Bel raggio lusinhier from Semiramide is perhaps the best item on the disc when it comes to technical matters. In this item the control wins out over the wildness, but the perfection comes at a cost - the characterisation is low on the high wattage we expect from Callas. Something similar could perhaps be said about the aria from La Vestale, but this could simply be my relative unfamiliarity with this earlier repertoire.

The final item is the Finale from Donizetti’s Anna Bolena, recorded live from La Scala. Here we gain the benefit of hearing Callas live, with the requisite gain in character, vividness and immediacy. The passagework is still impressive and even in the louder passages Callas refrains from the ugly punching out of individual notes which can occur when bigger voices sing coloratura.

The transfers are adequate; the recordings certainly sound their age but I have not heard the originals so must assume that we are hearing the best possible.

The selection of items does not seem to have any sort of general plan.

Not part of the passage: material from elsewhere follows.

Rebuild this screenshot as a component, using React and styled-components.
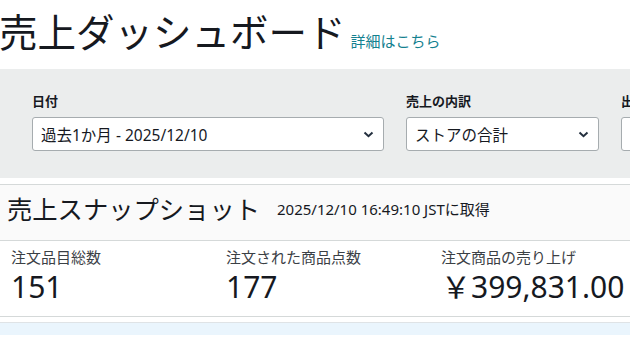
import React from "react";
import styled, { createGlobalStyle } from "styled-components";

const GlobalStyle = createGlobalStyle`
  html, body {
    margin: 0;
    padding: 0;
    background: #fff;
    font-family: "Noto Sans", "Noto Sans CJK JP", sans-serif;
    color: #16191f;
    overflow: hidden;
  }
`;

const Page = styled.div`
  width: 630px;
  height: 354px;
  overflow: hidden;
`;

const Header = styled.div`
  display: flex;
  align-items: baseline;
  gap: 5px;
  padding: 7px 0 0 0;
  height: 69px;
  box-sizing: border-box;
  white-space: nowrap;
`;

const Title = styled.h1`
  margin: 0 0 0 -1px;
  font-family: "Noto Sans CJK JP", sans-serif;
  font-weight: 400;
  font-size: 38.5px;
  line-height: 46px;
  color: #16191f;
`;

const MoreLink = styled.a`
  font-family: "Noto Sans CJK JP", sans-serif;
  font-size: 15px;
  color: #14818f;
  text-decoration: none;
`;

const FilterPanel = styled.div`
  background: #ebeded;
  display: flex;
  gap: 22px;
  padding: 23px 0 26px 32px;
  height: 109px;
  box-sizing: border-box;
`;

const Field = styled.div`
  display: flex;
  flex-direction: column;
  gap: 7px;
  width: ${(p) => p.$w}px;
  flex-shrink: 0;
`;

const Label = styled.label`
  font-family: "Noto Sans CJK JP", sans-serif;
  font-weight: 700;
  font-size: 13px;
  line-height: 18px;
  color: #16191f;
  white-space: nowrap;
`;

const Select = styled.div`
  height: 34px;
  box-sizing: border-box;
  background: #fff;
  border: 1px solid #a6acaf;
  border-radius: 3px;
  display: flex;
  align-items: center;
  justify-content: space-between;
  padding: 0 9px 0 8px;
  font-size: 15.5px;
  color: #16191f;
  white-space: nowrap;
`;

const Chevron = () => (
  <svg width="11" height="7" viewBox="0 0 11 7">
    <path d="M1.5 1.5 L5.5 5.2 L9.5 1.5" fill="none" stroke="#232f3e" strokeWidth="2" />
  </svg>
);

const Snapshot = styled.section`
  margin-top: 6px;
  border-top: 1px solid #d5d9d9;
`;

const SnapshotHead = styled.div`
  background: #fafafa;
  display: flex;
  align-items: center;
  gap: 17px;
  height: 56px;
  box-sizing: border-box;
  padding: 0 0 9px 7px;
  border-bottom: 1px solid #d5d9d9;
  white-space: nowrap;
`;

const SnapshotTitle = styled.h2`
  margin: 0;
  font-family: "Noto Sans CJK JP", sans-serif;
  font-weight: 400;
  font-size: 25.3px;
  line-height: 32px;
  color: #16191f;
`;

const Stamp = styled.span`
  font-size: 15px;
  color: #16191f;
`;

const Metrics = styled.div`
  display: grid;
  grid-template-columns: 215px 215px 1fr;
  padding: 5px 0 0 11px;
  height: 76px;
  box-sizing: border-box;
  border-bottom: 1px solid #d5d9d9;
`;

const Metric = styled.div`
  display: flex;
  flex-direction: column;
`;

const MetricLabel = styled.div`
  font-family: "Noto Sans CJK JP", sans-serif;
  font-size: 15px;
  line-height: 22px;
  color: #3b4045;
  white-space: nowrap;
`;

const MetricValue = styled.div`
  font-size: 30px;
  line-height: 38px;
  color: #16191f;
  white-space: nowrap;
`;

const BlueStrip = styled.div`
  margin-top: 5px;
  border-top: 1px solid #dfe3e6;
  background: #eaf5fd;
  height: 12px;
`;

export default function App() {
  return (
    <Page>
      <GlobalStyle />
      <Header>
        <Title>売上ダッシュボード</Title>
        <MoreLink href="#">詳細はこちら</MoreLink>
      </Header>
      <FilterPanel>
        <Field $w={352}>
          <Label>日付</Label>
          <Select>
            <span>過去1か月 - 2025/12/10</span>
            <Chevron />
          </Select>
        </Field>
        <Field $w={193}>
          <Label>売上の内訳</Label>
          <Select>
            <span>ストアの合計</span>
            <Chevron />
          </Select>
        </Field>
        <Field $w={200}>
          <Label>出品者</Label>
          <Select>
            <span></span>
          </Select>
        </Field>
      </FilterPanel>
      <Snapshot>
        <SnapshotHead>
          <SnapshotTitle>売上スナップショット</SnapshotTitle>
          <Stamp>2025/12/10 16:49:10 JSTに取得</Stamp>
        </SnapshotHead>
        <Metrics>
          <Metric>
            <MetricLabel>注文品目総数</MetricLabel>
            <MetricValue>151</MetricValue>
          </Metric>
          <Metric>
            <MetricLabel>注文された商品点数</MetricLabel>
            <MetricValue>177</MetricValue>
          </Metric>
          <Metric>
            <MetricLabel>注文商品の売り上げ</MetricLabel>
            <MetricValue>￥399,831.00</MetricValue>
          </Metric>
        </Metrics>
        <BlueStrip />
      </Snapshot>
    </Page>
  );
}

Items have been cherry-picked from a series of Callas’s recitals and the CD booklet gives no reasons (either artistic or technical) for the selection.

The CD booklet includes information about the background to each of the operas as well as details of Callas’s career. There are no texts.

This is an interesting disc but not an essential one. There are a variety of other recital discs where Callas’s art can be sampled. But at budget price, it is easy to suggest that this makes a reasonably attractive proposition for Callas fans.